Full effectiveness depends on the expressive power of the shape/structure signal (e.g., choice of $S$ in G-Adapter).
In tasks where the backbone is not frozen or is suboptimally pre-trained, adapters may have limited corrective capacity.
Some designs, such as SIA-OVD, rely on external proposal generators or localization heads, which may constrain generality for fully end-to-end settings (Wang et al., 2024).
Direct adaptation of classic PEFT modules (Adapter, LoRA) without explicit structural modeling results in significant performance drops on structured data (Gui et al., 2023).

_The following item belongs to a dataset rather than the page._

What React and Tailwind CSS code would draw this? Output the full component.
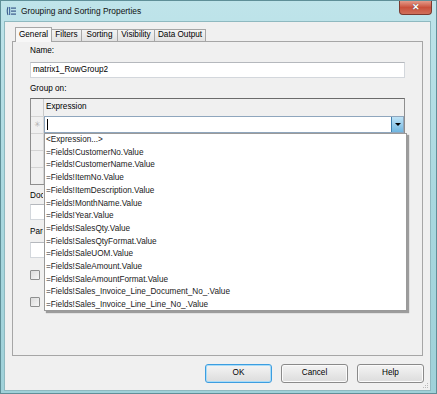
import React from 'react'

const fields = [
  '<Expression...>',
  '=Fields!CustomerNo.Value',
  '=Fields!CustomerName.Value',
  '=Fields!ItemNo.Value',
  '=Fields!ItemDescription.Value',
  '=Fields!MonthName.Value',
  '=Fields!Year.Value',
  '=Fields!SalesQty.Value',
  '=Fields!SalesQtyFormat.Value',
  '=Fields!SaleUOM.Value',
  '=Fields!SaleAmount.Value',
  '=Fields!SaleAmountFormat.Value',
  '=Fields!Sales_Invoice_Line_Document_No_.Value',
  '=Fields!Sales_Invoice_Line_Line_No_.Value'
]

const tabs = [
  { label: 'General', w: 'w-[37px]', active: true },
  { label: 'Filters', w: 'w-[31px]' },
  { label: 'Sorting', w: 'w-[37px]' },
  { label: 'Visibility', w: 'w-[38px]' },
  { label: 'Data Output', w: 'w-[52px]' }
]

function WindowIcon() {
  return (
    <svg width="10" height="10" viewBox="0 0 10 10" className="shrink-0">
      <path d="M2 1 Q0.5 5 2 9" stroke="#3a5a8a" strokeWidth="1.1" fill="none" />
      <rect x="3" y="1" width="1.2" height="8" fill="#4a6fa5" />
      <rect x="5" y="1.5" width="5" height="1.2" fill="#3a5a8a" />
      <rect x="5" y="4.5" width="5" height="1.2" fill="#3a5a8a" />
      <rect x="5" y="7.5" width="5" height="1.2" fill="#3a5a8a" />
    </svg>
  )
}

function Button({ children, primary }) {
  return (
    <button
      className={
        primary
          ? 'h-[19px] w-[67px] rounded-[3px] border border-[#3c9de0] bg-gradient-to-b from-[#f4f4f4] to-[#dcdcdc] text-[8.2px] text-black shadow-[inset_0_0_0_1px_#a8dcf8]'
          : 'h-[19px] w-[67px] rounded-[3px] border border-[#8a8a8a] bg-gradient-to-b from-[#f4f4f4] to-[#dcdcdc] text-[8.2px] text-black shadow-[inset_0_0_0_1px_#fbfbfb]'
      }
    >
      {children}
    </button>
  )
}

export default function App() {
  return (
    <div
      className="flex h-[394px] w-[437px] flex-col border border-[#5f8f98] bg-gradient-to-b from-[#bfe4ea] via-[#a9d8df] to-[#9fd1d9] text-black"
      style={{ fontFamily: '"Liberation Sans", Arial, sans-serif' }}
    >
      {/* title bar */}
      <div className="flex h-[20px] shrink-0 items-start">
        <div className="ml-[5px] mt-[5px] flex items-center gap-[5px]">
          <WindowIcon />
          <span className="text-[8.4px] leading-[10px] text-[#111]">Grouping and Sorting Properties</span>
        </div>
        <div className="flex-1" />
        <div className="mr-[4px] flex h-[14px] w-[33px] items-center justify-center rounded-b-[4px] border border-t-0 border-[#7a3a30] bg-gradient-to-b from-[#e49a8a] via-[#c9503c] to-[#d0705a]">
          <span className="text-[9px] font-bold leading-none text-white [text-shadow:0_0_1px_#333]">✕</span>
        </div>
      </div>

      {/* client area */}
      <div className="ml-[3px] mr-[5px] mb-[4px] flex flex-1 flex-col border border-[#8fb9c0] bg-[#f0f0f0]">
        {/* tabs */}
        <div className="ml-[10px] mt-[5px] flex h-[14px] items-end">
          {tabs.map((t) =>
            t.active ? (
              <div
                key={t.label}
                className={`${t.w} relative z-10 -mb-px flex h-[15px] items-center justify-center border border-b-0 border-[#a6a6a6] bg-[#f7f7f7] text-[8.2px]`}
              >
                {t.label}
              </div>
            ) : (
              <div
                key={t.label}
                className={`${t.w} -ml-px flex h-[12px] items-center justify-center border border-b-0 border-[#a6a6a6] bg-gradient-to-b from-[#f3f3f3] to-[#e2e2e2] text-[8.2px]`}
              >
                {t.label}
              </div>
            )
          )}
        </div>

        {/* tab page */}
        <div className="mx-[7px] flex h-[315px] flex-col border border-[#a6a6a6] bg-[#f0f0f0] pl-[17px] pr-[17px]">
          <div className="mt-[3px] text-[8.2px] leading-[12px]">Name:</div>
          <div className="mt-[5px] flex h-[16px] items-center border border-[#d3d7dc] border-t-[#b5b8bd] bg-white pl-[2px] text-[8.2px]">
            matrix1_RowGroup2
          </div>
          <div className="mt-[5px] text-[8.2px] leading-[12px]">Group on:</div>

          {/* grid */}
          <div className="relative mt-[3px]">
            <div className="flex flex-col border border-[#8e8e8e] border-t-[#6b6b6b] bg-[#f0f0f0]">
              <div className="flex h-[17px]">
                <div className="w-[13px] border-r border-[#c9c9c9]" />
                <div className="flex flex-1 items-center pl-[2px] text-[8.2px]">Expression</div>
              </div>
              <div className="flex h-[17px]">
                <div className="flex w-[13px] items-center justify-center border-r border-t border-[#d4d4d4] text-[8px] text-[#b0b0b0]">✳</div>
                <div className="flex flex-1 items-center border border-[#8fa6bd] bg-white pl-[2px]">
                  <span className="h-[11px] w-px bg-black" />
                  <div className="flex-1" />
                  <div className="flex h-full w-[12px] items-center justify-center border-l border-[#3f7fae] bg-gradient-to-b from-[#bfe3f6] to-[#6fb6e0]">
                    <span className="h-0 w-0 border-x-[3px] border-t-[3px] border-x-transparent border-t-black" />
                  </div>
                </div>
              </div>
              <div className="flex h-[17px]">
                <div className="w-[13px] border-r border-t border-[#d4d4d4]" />
                <div className="flex-1 border-t border-[#d4d4d4] bg-white" />
              </div>
              <div className="flex h-[17px]">
                <div className="w-[13px] border-r border-t border-[#d4d4d4]" />
                <div className="flex-1 border-t border-[#d4d4d4] bg-white" />
              </div>
              <div className="flex h-[17px]">
                <div className="w-[13px] border-r border-t border-[#d4d4d4]" />
                <div className="flex-1 border-t border-[#d4d4d4] bg-white" />
              </div>
            </div>

            {/* dropdown list */}
            <div className="absolute left-[14px] top-[35px] z-20 h-[178px] w-[363px] border border-[#9a9a9a] bg-white pl-[1px] shadow-[2px_2px_1px_rgba(0,0,0,0.35)]">
              {fields.map((f) => (
                <div key={f} className="whitespace-nowrap text-[8.2px] leading-[12.7px] text-[#1a1a1a]">
                  {f}
                </div>
              ))}
            </div>
          </div>

          <div className="mt-[5px] w-[13px] overflow-hidden whitespace-nowrap text-[8.2px] leading-[12px]">Document map label:</div>
          <div className="mt-[2px] h-[16px] border border-[#d3d7dc] border-t-[#b5b8bd] bg-white" />
          <div className="mt-[6px] w-[13px] overflow-hidden whitespace-nowrap text-[8.2px] leading-[12px]">Parent group:</div>
          <div className="mt-[4px] h-[16px] border border-[#d3d7dc] border-t-[#b5b8bd] bg-white" />
          <div className="mt-[12px] flex items-center">
            <span className="h-[10px] w-[10px] rounded-[1px] border border-[#8e8f8f] bg-gradient-to-br from-[#dcdcdc] to-[#f6f6f6]" />
          </div>
          <div className="mt-[17px] flex items-center">
            <span className="h-[10px] w-[10px] rounded-[1px] border border-[#8e8f8f] bg-gradient-to-br from-[#dcdcdc] to-[#f6f6f6]" />
          </div>
        </div>

        {/* buttons */}
        <div className="mr-[6px] mt-[8px] flex justify-end gap-[9px]">
          <Button primary>OK</Button>
          <Button>Cancel</Button>
          <Button>Help</Button>
        </div>
        <div className="flex-1" />
        <div className="mb-[1px] mr-[1px] flex justify-end">
          <svg width="6" height="6" viewBox="0 0 6 6">
            <rect x="4" y="0" width="1" height="1" fill="#b9b9b9" />
            <rect x="2" y="2" width="1" height="1" fill="#b9b9b9" />
            <rect x="4" y="2" width="1" height="1" fill="#b9b9b9" />
            <rect x="0" y="4" width="1" height="1" fill="#b9b9b9" />
            <rect x="2" y="4" width="1" height="1" fill="#b9b9b9" />
            <rect x="4" y="4" width="1" height="1" fill="#b9b9b9" />
          </svg>
        </div>
      </div>
    </div>
  )
}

Ongoing areas of research include generalizing adapters to heterogeneous graphs, integrating higher-order geometric cues, and combining adapters with automated architecture discovery in new domains.

7. Interpretability and Salient Feature Attribution

One notable outcome is enhanced interpretability. Attention-based adapters (e.g., UniShape Adapter) produce per-window attention weights that align with expert-identified discriminative temporal patterns ("shapelets") (Liu et al., 10 Jan 2026). Visualizations in SIA-OVD reveal that adapters correct the spatial manifold of region features, producing clusters in embedding space that match object classes even when canonical cropping artifacts would otherwise obscure identification (Wang et al., 2024). In PC-Adapter, global shape tokens can be analyzed post hoc to dissect class-relevant topology (Park et al., 2023).

This indicates that, beyond efficient fine-tuning, shape-aware adapters advance the broader goals of robust, explainable, and structure-sensitive model deployment in machine learning across both scientific and applied domains.